BremenNEXT Night (Bild: © Radio Bremen)
BremenNEXT Night (Bild: © Radio Bremen)

RADIOSZENE: Lassen Sie uns ein wenig nach vorne blicken: wie müssen Jugendradios und Bremen NEXT im Besonderen aufgestellt sein, um junge Menschen auch in Zukunft ans Radio zu binden?

Felicia Reinstädt: Im Radio funktioniert vieles über Nähe und Authentizität. Für ein junges Radio bedeutet das, genau die Sprache zu sprechen, die auch die Zielgruppe spricht – und das funktioniert am besten mit Menschen, die auch Teil dieser Zielgruppe sind.

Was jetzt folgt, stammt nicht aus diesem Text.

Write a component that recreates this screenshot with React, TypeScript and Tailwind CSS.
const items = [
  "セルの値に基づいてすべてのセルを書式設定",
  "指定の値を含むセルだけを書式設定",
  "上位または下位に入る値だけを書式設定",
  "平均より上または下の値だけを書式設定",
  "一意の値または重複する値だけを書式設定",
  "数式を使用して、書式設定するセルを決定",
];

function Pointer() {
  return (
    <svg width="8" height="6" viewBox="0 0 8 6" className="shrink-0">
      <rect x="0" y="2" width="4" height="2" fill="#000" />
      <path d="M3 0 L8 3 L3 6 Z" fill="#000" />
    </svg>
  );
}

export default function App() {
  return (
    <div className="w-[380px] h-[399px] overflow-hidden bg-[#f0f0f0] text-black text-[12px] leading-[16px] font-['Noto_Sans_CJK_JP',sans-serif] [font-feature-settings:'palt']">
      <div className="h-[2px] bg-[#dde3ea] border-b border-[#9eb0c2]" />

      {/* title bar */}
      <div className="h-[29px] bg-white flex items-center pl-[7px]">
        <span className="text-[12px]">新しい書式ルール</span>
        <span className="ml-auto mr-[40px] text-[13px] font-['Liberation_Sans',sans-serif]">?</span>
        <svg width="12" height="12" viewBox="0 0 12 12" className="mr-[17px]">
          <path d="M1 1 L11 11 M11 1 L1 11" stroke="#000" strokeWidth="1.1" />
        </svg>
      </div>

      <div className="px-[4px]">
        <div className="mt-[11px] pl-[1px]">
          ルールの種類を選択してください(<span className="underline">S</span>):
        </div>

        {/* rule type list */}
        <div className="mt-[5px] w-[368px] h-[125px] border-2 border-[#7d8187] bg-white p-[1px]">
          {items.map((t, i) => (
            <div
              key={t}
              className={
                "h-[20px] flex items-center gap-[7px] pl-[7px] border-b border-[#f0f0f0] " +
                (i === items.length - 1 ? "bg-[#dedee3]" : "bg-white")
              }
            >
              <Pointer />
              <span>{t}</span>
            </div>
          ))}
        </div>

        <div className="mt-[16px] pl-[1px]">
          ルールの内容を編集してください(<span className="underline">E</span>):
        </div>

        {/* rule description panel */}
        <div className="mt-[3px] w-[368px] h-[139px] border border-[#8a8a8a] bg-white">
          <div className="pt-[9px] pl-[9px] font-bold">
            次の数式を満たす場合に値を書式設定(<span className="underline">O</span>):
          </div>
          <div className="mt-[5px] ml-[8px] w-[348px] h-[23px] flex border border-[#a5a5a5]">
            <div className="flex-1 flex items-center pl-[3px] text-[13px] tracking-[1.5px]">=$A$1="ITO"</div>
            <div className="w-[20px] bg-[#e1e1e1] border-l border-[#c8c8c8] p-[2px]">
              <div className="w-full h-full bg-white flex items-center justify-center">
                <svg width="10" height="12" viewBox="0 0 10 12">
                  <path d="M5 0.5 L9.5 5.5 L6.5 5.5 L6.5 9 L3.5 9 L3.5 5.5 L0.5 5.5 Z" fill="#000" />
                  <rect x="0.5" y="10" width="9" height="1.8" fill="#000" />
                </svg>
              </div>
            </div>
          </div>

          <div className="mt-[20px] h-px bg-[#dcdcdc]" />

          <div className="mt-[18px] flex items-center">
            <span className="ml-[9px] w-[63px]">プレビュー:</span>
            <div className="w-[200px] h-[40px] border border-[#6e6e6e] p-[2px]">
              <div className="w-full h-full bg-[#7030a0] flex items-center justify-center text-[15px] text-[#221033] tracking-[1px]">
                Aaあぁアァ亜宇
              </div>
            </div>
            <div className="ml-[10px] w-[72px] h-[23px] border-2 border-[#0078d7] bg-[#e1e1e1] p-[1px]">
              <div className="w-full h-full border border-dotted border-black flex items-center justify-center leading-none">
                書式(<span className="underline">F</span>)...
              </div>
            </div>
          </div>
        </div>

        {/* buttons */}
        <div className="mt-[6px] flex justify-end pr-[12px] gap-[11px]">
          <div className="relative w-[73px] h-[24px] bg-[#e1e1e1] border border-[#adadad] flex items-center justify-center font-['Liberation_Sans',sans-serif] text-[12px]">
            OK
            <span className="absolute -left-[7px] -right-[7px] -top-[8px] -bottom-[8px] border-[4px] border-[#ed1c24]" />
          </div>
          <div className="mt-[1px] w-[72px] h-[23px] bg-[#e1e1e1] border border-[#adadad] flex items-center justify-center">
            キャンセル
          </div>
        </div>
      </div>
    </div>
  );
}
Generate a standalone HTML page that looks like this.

Für ein modernes, junges Radio gilt es auch nochmal das Standardwerkzeug des Radiomachens zu hinterfragen, und sich ernsthaft darüber Gedanken zu machen, wie ein ehrlicher und unverstellter Dialog mit dem Publikum aussehen kann. Genau hier können wir uns noch von Spotify, Alexa und Google unterschieden – durch echte und ernst gemeinte Bindung zu den Leuten, für die wir Programm machen. In Deutschland wird sehr professionell Radio gemacht, ich vermisse hier aber oft die echten Menschen dahinter und auch den Mut, einfach mal was anders zu machen. Am Ende kann eine junge Programmmarke natürlich nur funktionieren, wenn sie auf unterschiedlichen Kanälen ihr Publikum anspricht. Da ist es wichtig, am Puls der Zeit zu sein. Die Nutzungsgewohnheiten ändern sich genauso schnell wie die Angebote. Facebook ist für junge Programme mittlerweile ein alter Hut. Bei Bremen NEXT sind wir hier ständig am Ausloten, Rumprobieren und Weiterentwickeln. Immer in Bewegung bleiben, nie fertig sein – das sollte der Kern eines jungen Programm sein und das ist auch die Philosophie von Bremen NEXT.